Caminhei um pouco por aí e reconheci o local como uma área que em
2012 apareceu de repente acima das águas quando começaram os longos anos
de estiagem. Naquela época só tinha pedras, aliás tão bonitas que fiz
um ensaio fotográfico B&W intitulado “Pedras de São Rafael”
(videozim no iutub). Desde então, muita vegetação cresceu, inclusive as
duas árvores por baixo das quais armei minha rede.

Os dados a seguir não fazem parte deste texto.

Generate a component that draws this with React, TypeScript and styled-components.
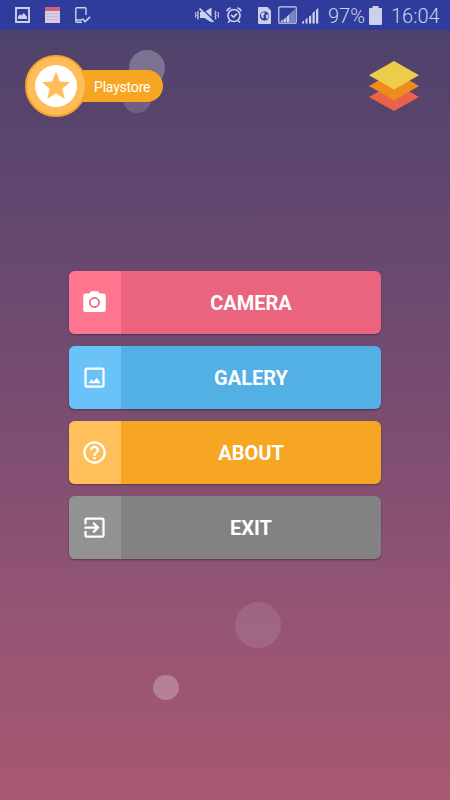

Tomado o café e desmontado o acampamento, peguei lentamente a remar
em direção ao Sítio Araras, apontando primeiro a proa para a silhueta da
caixa d’água na ilhota no meio do rio, e depois para a torre da
comporta, no pé do paredão. É só a um quilômetro e meio de distância que
se avista a pedra do elefante, que identifica a entrada pro córrego do
Sítio Araras.
Neste quarto dia, o vento foi finalmente favorável ao meu roteiro e
agilizou minha remada de volta para casa. Dei umas paradinhas no meio do
percurso, mas sem encostar nas margens. Tentei manter o mais reto
possível meu itinerário e não ziguezaguear de uma ponta para outra.
Idealmente, da entrada de São Rafael até o porto das canoas do Sítio
Araras, é um percurso de aproximadamente 16km em águas paradas, que
paradas nunca ficam [risada].
Observação final: fora o desafio pessoal de ir até o Sítio Mutamba contra o vento, pagaiada após pagaiada, com determinação e constância, esta viagem foi super especial para mim porque depois de alguns anos consegui novamente chegar em locais que na época da seca ficaram inalcançáveis.
Foi com o maior prazer que naveguei mais uma vez pelo grande lago artificial que o rio Assu forma a montante da barragem. Vi novamente serras e árvores, reencontrei ilhotas e rochedos, como se fôssemos velhos amigos.
Isso, garanto, é uma sensação única.